== To do ==
Determine how many lines below hold the string "that". Reply with the number alone.

— START OF Supplied entries —

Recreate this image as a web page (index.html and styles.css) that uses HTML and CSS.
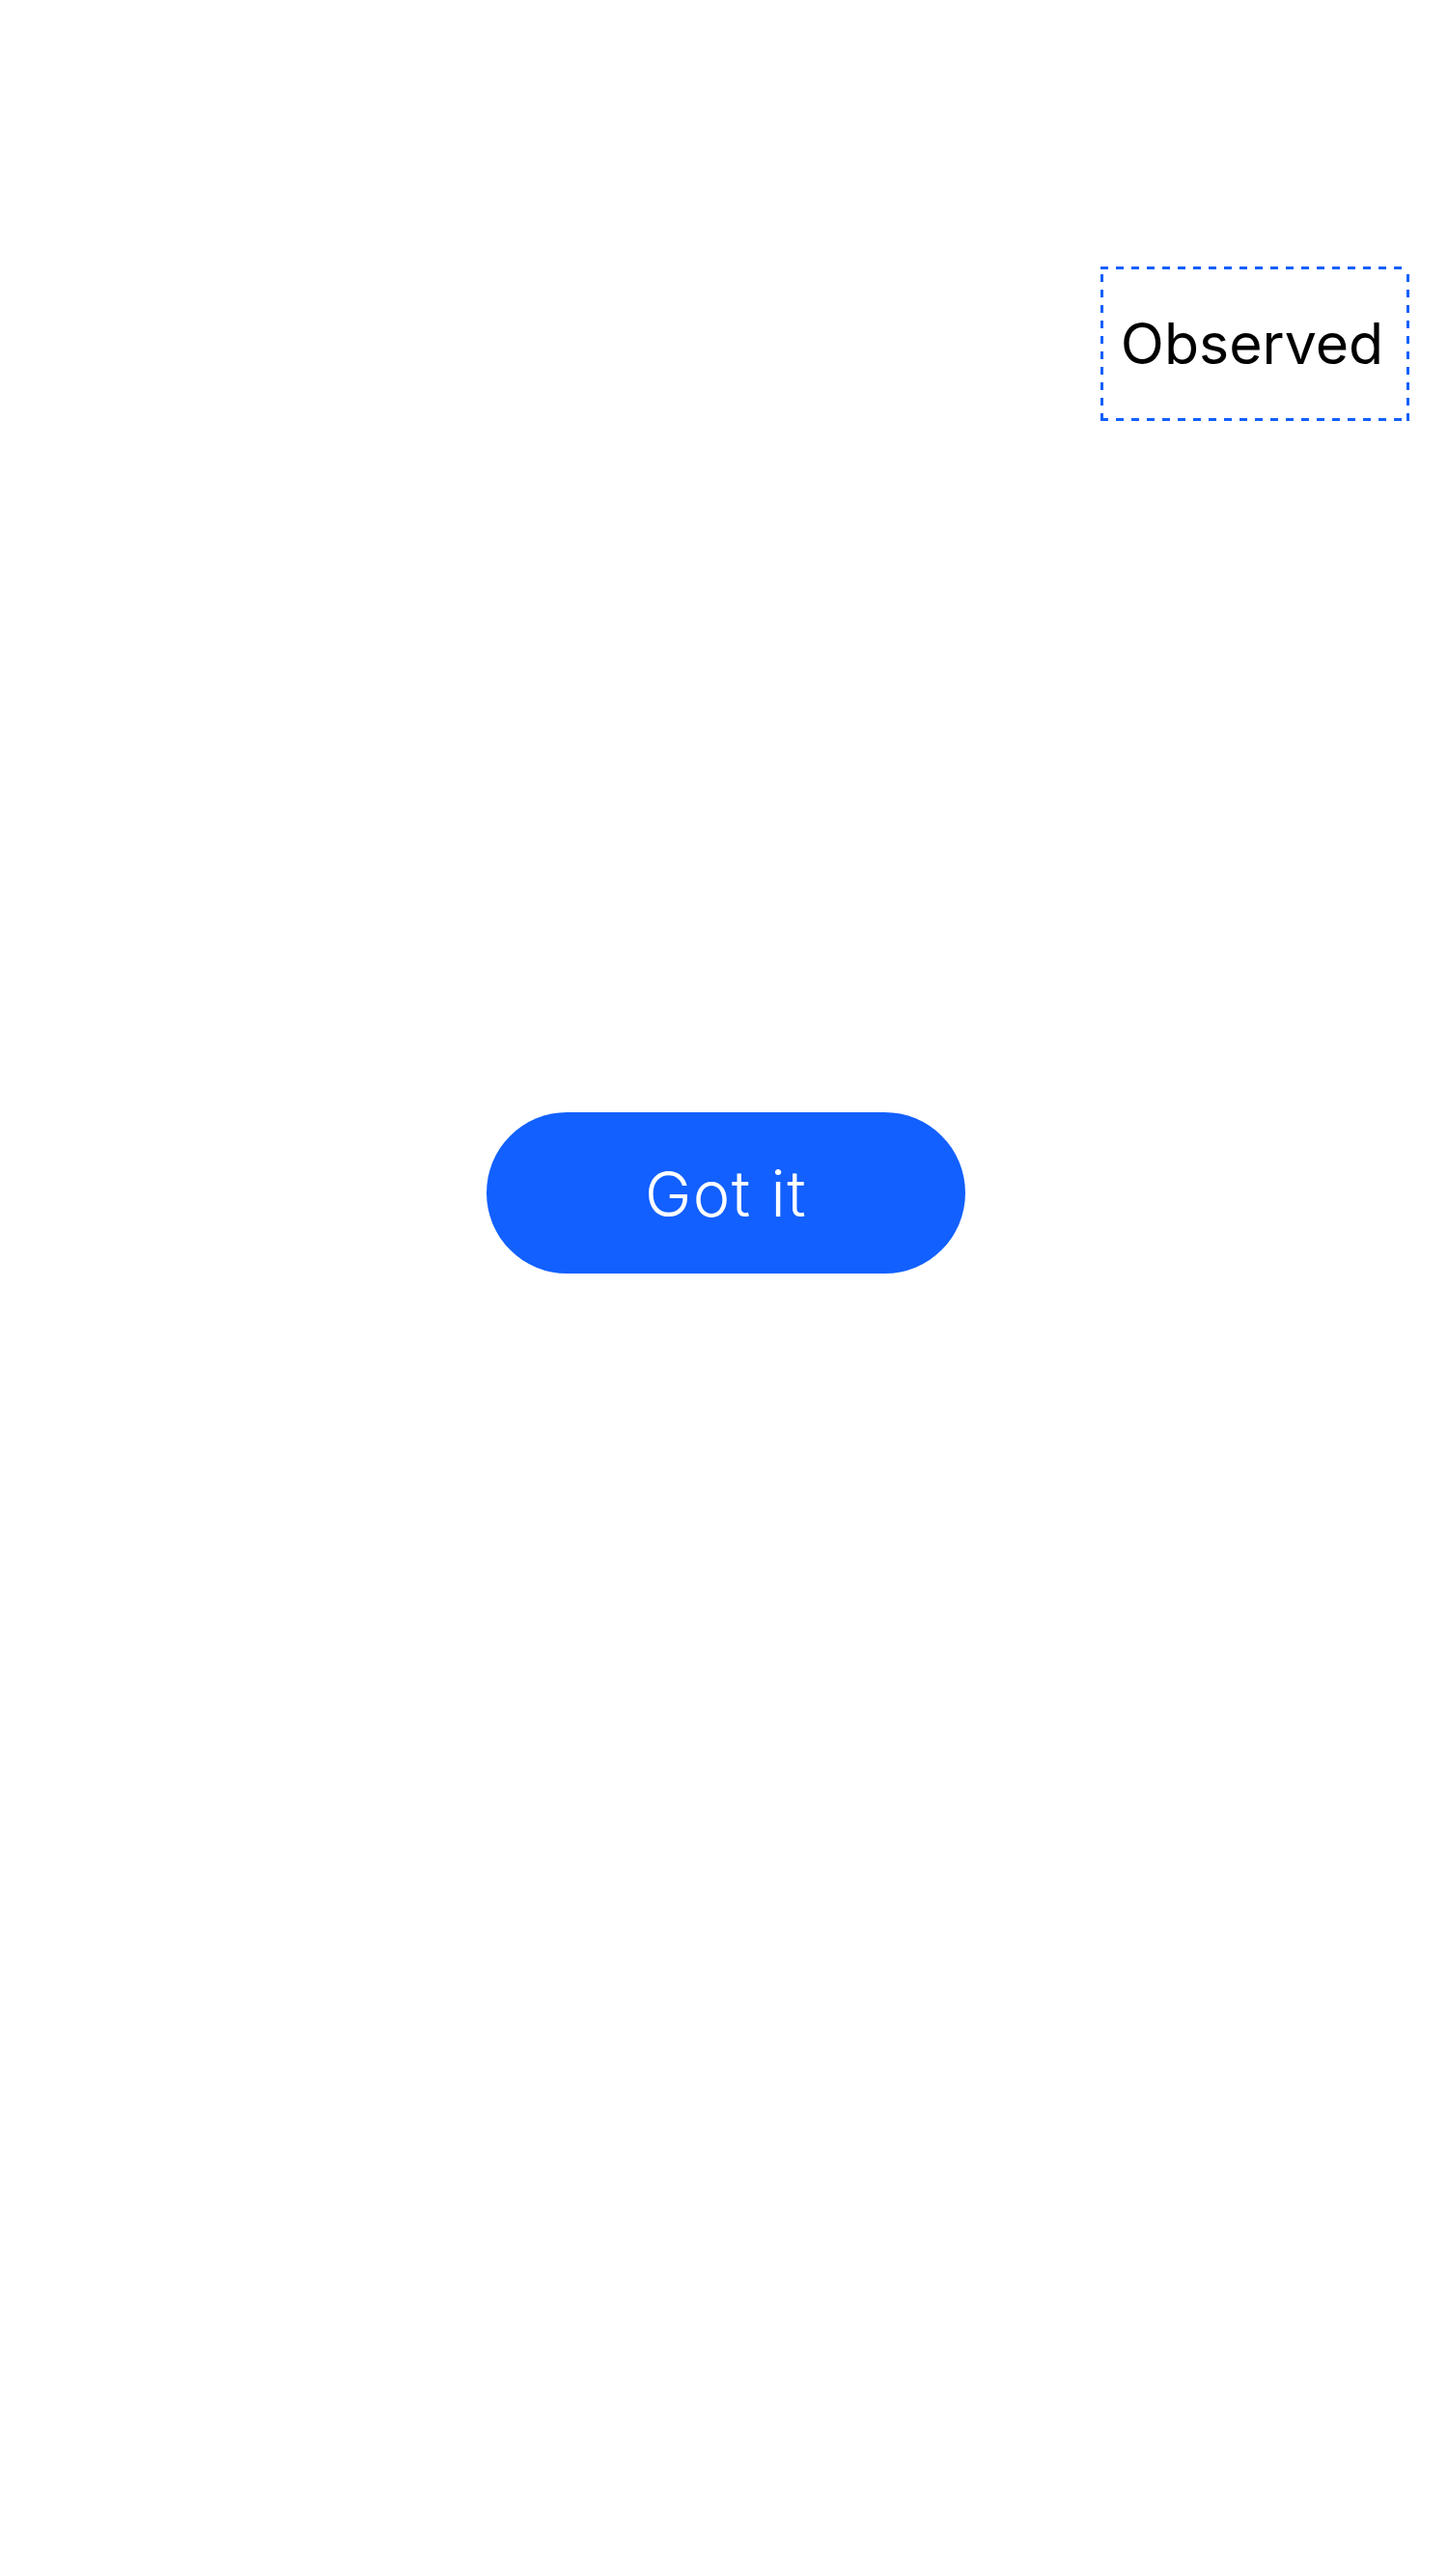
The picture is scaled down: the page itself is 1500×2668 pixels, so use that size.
FILE: index.html
```html
<!DOCTYPE html>
<html lang="en">
<head>
<meta charset="utf-8">
<title>Observed</title>
<link rel="stylesheet" href="styles.css">
</head>
<body>
<main class="page">
  <header class="top">
    <div class="observed">Observed</div>
  </header>
  <section class="actions">
    <button class="got-it" type="button">Got it</button>
  </section>
</main>
</body>
</html>
```
FILE: styles.css
```css
html, body {
  margin: 0;
  padding: 0;
  background: #ffffff;
}
.page {
  width: 1500px;
  min-height: 2668px;
  font-family: Inter, "Noto Sans", sans-serif;
}
.top {
  display: flex;
  justify-content: flex-end;
  padding: 276px 40px 0 0;
}
.observed {
  box-sizing: border-box;
  width: 320px;
  height: 160px;
  background:
    repeating-linear-gradient(90deg, #1260ff 0 8px, transparent 8px 16px) left top / 100% 3px no-repeat,
    repeating-linear-gradient(90deg, #1260ff 0 8px, transparent 8px 16px) left bottom / 100% 3px no-repeat,
    repeating-linear-gradient(180deg, transparent 0 8px, #1260ff 8px 16px) left top / 3px 100% no-repeat,
    repeating-linear-gradient(180deg, transparent 0 8px, #1260ff 8px 16px) right top / 3px 100% no-repeat;
  display: flex;
  align-items: center;
  justify-content: center;
  font-size: 59px;
  font-weight: 400;
  color: #000;
  padding: 0 6px 2px 0;
}
.actions {
  display: flex;
  justify-content: center;
  padding-top: 716px;
  padding-left: 4px;
}
.got-it {
  box-sizing: border-box;
  width: 496px;
  height: 167px;
  border: none;
  border-radius: 84px;
  background: #1260ff;
  color: #fff;
  font-family: Inter, "Noto Sans", sans-serif;
  font-size: 65px;
  font-weight: 300;
  letter-spacing: 1.5px;
  padding: 2px 0 0 0;
  display: flex;
  align-items: center;
  justify-content: center;
}
```
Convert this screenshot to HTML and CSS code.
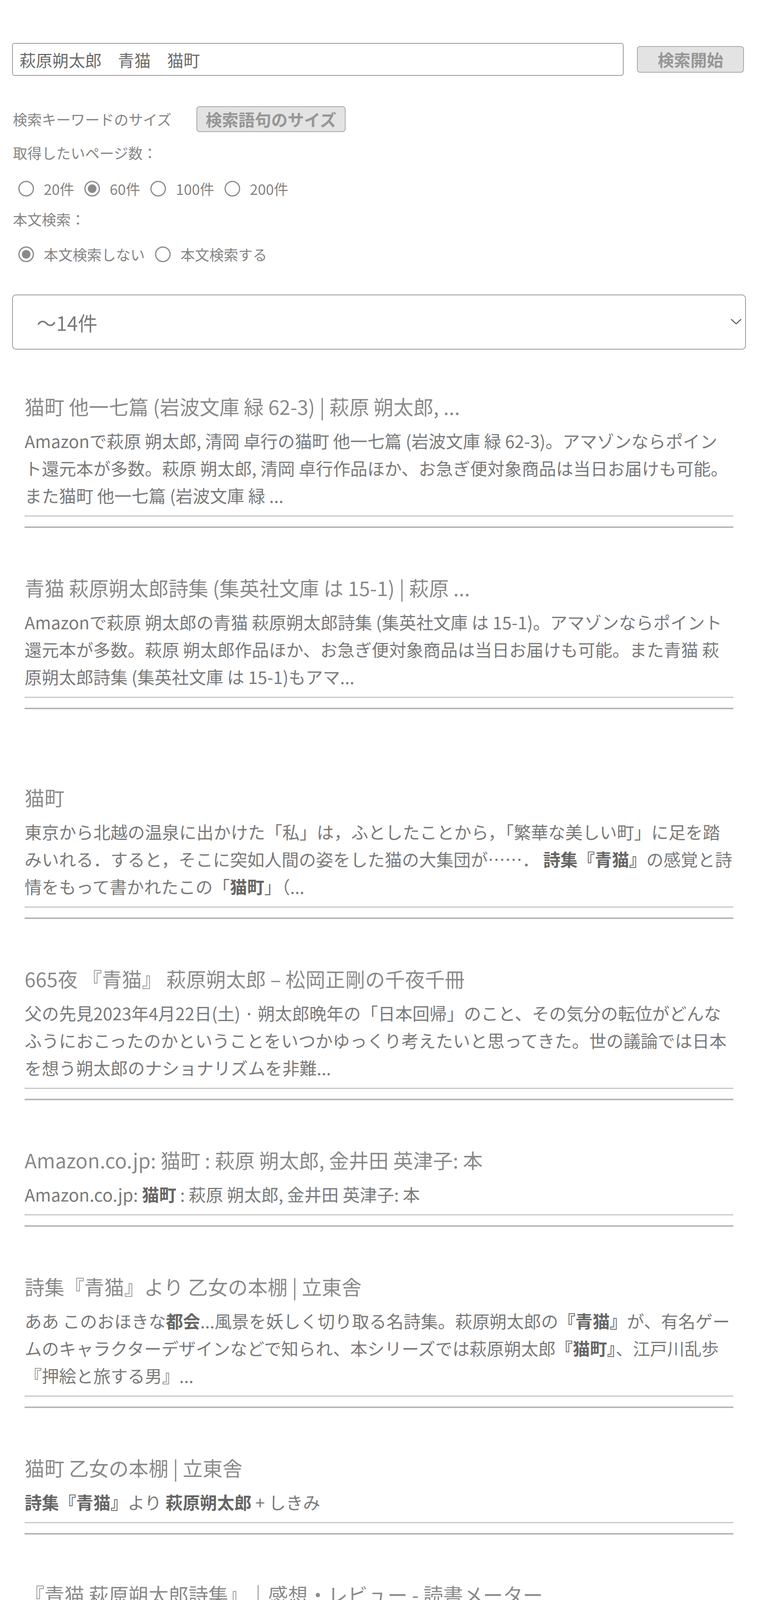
FILE: index.html
```html
<!DOCTYPE html>
<html lang="ja">
<head>
<meta charset="utf-8">
<title>検索</title>
<link rel="stylesheet" href="styles.css">
</head>
<body>
<div class="page">
  <form class="search-row">
    <input class="search-input" type="text" value="萩原朔太郎　青猫　猫町">
    <button class="btn btn-search" type="button">検索開始</button>
  </form>

  <div class="size-row">
    <span class="field-label">検索キーワードのサイズ</span>
    <button class="btn btn-size" type="button">検索語句のサイズ</button>
  </div>

  <div class="field-label block-label label-pages">取得したいページ数：</div>
  <div class="radio-row radio-row-pages">
    <label class="radio"><input type="radio" name="pages"><span>20件</span></label>
    <label class="radio"><input type="radio" name="pages" checked><span>60件</span></label>
    <label class="radio"><input type="radio" name="pages"><span>100件</span></label>
    <label class="radio"><input type="radio" name="pages"><span>200件</span></label>
  </div>

  <div class="field-label block-label label-body">本文検索：</div>
  <div class="radio-row radio-row-body">
    <label class="radio"><input type="radio" name="body" checked><span>本文検索しない</span></label>
    <label class="radio"><input type="radio" name="body"><span>本文検索する</span></label>
  </div>

  <div class="select-wrap">
    <select class="count-select">
      <option>～14件</option>
    </select>
    <svg class="select-arrow" viewBox="0 0 28 15" width="28" height="15" aria-hidden="true">
      <polyline points="2,2 14,13 26,2" fill="none" stroke="#666" stroke-width="3" stroke-linecap="round" stroke-linejoin="round"/>
    </svg>
  </div>

  <div class="results">
    <div class="result">
      <div class="result-title">猫町 他一七篇 (岩波文庫 緑 62-3) | 萩原 朔太郎, ...</div>
      <div class="result-snippet">Amazonで萩原 朔太郎, 清岡 卓行の猫町 他一七篇 (岩波文庫 緑 62-3)。アマゾンならポイント還元本が多数。萩原 朔太郎, 清岡 卓行作品ほか、お急ぎ便対象商品は当日お届けも可能。また猫町 他一七篇 (岩波文庫 緑 ...</div>
    </div>
    <hr class="sep">

    <div class="result">
      <div class="result-title">青猫 萩原朔太郎詩集 (集英社文庫 は 15-1) | 萩原 ...</div>
      <div class="result-snippet">Amazonで萩原 朔太郎の青猫 萩原朔太郎詩集 (集英社文庫 は 15-1)。アマゾンならポイント還元本が多数。萩原 朔太郎作品ほか、お急ぎ便対象商品は当日お届けも可能。また青猫 萩原朔太郎詩集 (集英社文庫 は 15-1)もアマ...</div>
    </div>
    <hr class="sep">

    <div class="result result-spaced">
      <div class="result-title">猫町</div>
      <div class="result-snippet">東京から北越の温泉に出かけた「私」は，ふとしたことから，「繁華な美しい町」に足を踏みいれる．すると，そこに突如人間の姿をした猫の大集団が……． <b>詩集『青猫』</b>の感覚と詩情をもって書かれたこの「<b>猫町</b>」（...</div>
    </div>
    <hr class="sep">

    <div class="result">
      <div class="result-title">665夜 『青猫』 萩原朔太郎 – 松岡正剛の千夜千冊</div>
      <div class="result-snippet">父の先見2023年4月22日(土) · 朔太郎晩年の「日本回帰」のこと、その気分の転位がどんなふうにおこったのかということをいつかゆっくり考えたいと思ってきた。世の議論では日本を想う朔太郎のナショナリズムを非難...</div>
    </div>
    <hr class="sep">

    <div class="result">
      <div class="result-title">Amazon.co.jp: 猫町 : 萩原 朔太郎, 金井田 英津子: 本</div>
      <div class="result-snippet">Amazon.co.jp: <b>猫町</b> : 萩原 朔太郎, 金井田 英津子: 本</div>
    </div>
    <hr class="sep">

    <div class="result">
      <div class="result-title">詩集『青猫』より 乙女の本棚 | 立東舎</div>
      <div class="result-snippet">ああ このおほきな<b>都会</b>...風景を妖しく切り取る名詩集。萩原朔太郎の<b>『青猫』</b>が、有名ゲームのキャラクターデザインなどで知られ、本シリーズでは萩原朔太郎<b>『猫町』</b>、江戸川乱歩『押絵と旅する男』...</div>
    </div>
    <hr class="sep">

    <div class="result">
      <div class="result-title">猫町 乙女の本棚 | 立東舎</div>
      <div class="result-snippet"><b>詩集『青猫』</b>より <b>萩原朔太郎</b> + しきみ</div>
    </div>
    <hr class="sep">

    <div class="result">
      <div class="result-title">『青猫 萩原朔太郎詩集』｜感想・レビュー - 読書メーター</div>
      <div class="result-snippet">出版社：集英社 · この機能をご利用になるには会員登録（無料）のうえ、ログインする<b>必要</b>があります。</div>
    </div>
    <hr class="sep">

    <div class="result">
      <div class="result-title">詩学の友</div>
      <div class="result-snippet">萩原朔太郎は、日本の口語自由詩をきりひらいた詩人といわれています。（日初の口語自由詩は、川路柳虹が1907年に発表した「<b>塵溜</b>」のようですが）· 上に引用した詩「<b>青猫</b>」を表題作とする詩集<b>『青猫』</b>の序をみ...</div>
    </div>
    <hr class="sep">
  </div>
</div>
</body>
</html>
```

FILE: styles.css
```css
html, body {
  margin: 0;
  padding: 0;
  background: #ffffff;
}

body {
  font-family: "Noto Sans CJK JP", "Noto Sans", sans-serif;
  color: #7a7a7a;
}

.page {
  padding: 0 31px;
}

/* search row */
.search-row {
  display: flex;
  align-items: center;
  gap: 34px;
  margin: 0;
  padding-top: 110px;
}

.search-input {
  box-sizing: border-box;
  width: 1566px;
  height: 84px;
  border: 2px solid #9a9a9a;
  border-radius: 6px;
  padding: 0 17px;
  font-family: inherit;
  font-size: 42px;
  color: #6a6a6a;
  background: #fff;
  outline: none;
}

.btn {
  box-sizing: border-box;
  font-family: inherit;
  font-size: 42px;
  font-weight: 700;
  color: #969696;
  background: #e3e3e3;
  border: 2px solid #a8a8a8;
  border-radius: 8px;
  line-height: 1;
  padding: 0;
  cursor: pointer;
}

.btn-search {
  width: 274px;
  height: 68px;
}

/* keyword size row */
.size-row {
  display: flex;
  align-items: center;
  gap: 64px;
  margin-top: 78px;
  height: 66px;
}

.field-label {
  font-size: 37px;
  color: #858585;
  padding-left: 2px;
}

.btn-size {
  width: 382px;
  height: 66px;
}

.block-label {
  line-height: 56px;
  height: 56px;
}

.label-pages {
  margin-top: 25px;
}

.label-body {
  margin-top: 22px;
}

/* radios */
.radio-row {
  display: flex;
  align-items: center;
  gap: 26px;
  height: 56px;
  padding-left: 16px;
  font-size: 37px;
  color: #858585;
}

.radio-row-pages {
  margin-top: 36px;
}

.radio-row-body {
  margin-top: 34px;
}

.radio {
  display: inline-flex;
  align-items: center;
  gap: 25px;
}

.radio input {
  appearance: none;
  -webkit-appearance: none;
  box-sizing: border-box;
  width: 40px;
  height: 40px;
  margin: 0;
  border: 3px solid #8a8a8a;
  border-radius: 50%;
  background: #fff;
}

.radio input:checked {
  background: #8a8a8a;
  box-shadow: inset 0 0 0 6px #fff;
}

/* select */
.select-wrap {
  position: relative;
  margin-top: 75px;
}

.count-select {
  appearance: none;
  -webkit-appearance: none;
  box-sizing: border-box;
  display: block;
  width: 100%;
  height: 141px;
  border: 2px solid #9a9a9a;
  border-radius: 10px;
  background: #fff;
  padding: 0 0 0 61px;
  font-family: inherit;
  font-size: 50px;
  color: #7a7a7a;
  outline: none;
}

.select-arrow {
  position: absolute;
  right: 11px;
  top: 62px;
  pointer-events: none;
}

/* results */
.results {
  margin: 4px 32px 0;
}

.result {
  padding: 101px 0 17px;
  border-bottom: 2px solid #b0b0b0;
}

.result-spaced {
  padding-top: 174px;
}

.result-title {
  font-size: 51px;
  line-height: 80px;
  color: #8a8a8a;
}

.result-snippet {
  margin-top: 13px;
  font-size: 44px;
  line-height: 70px;
  color: #7a7a7a;
}

.result-snippet b {
  color: #666;
  font-weight: 700;
}

.sep {
  margin: 26px 0 11px;
  height: 0;
  border: 0;
  border-top: 2px solid #a0a0a0;
  border-bottom: 2px solid #cfcfcf;
}
```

— END OF Supplied entries —

== Problem solution ==
2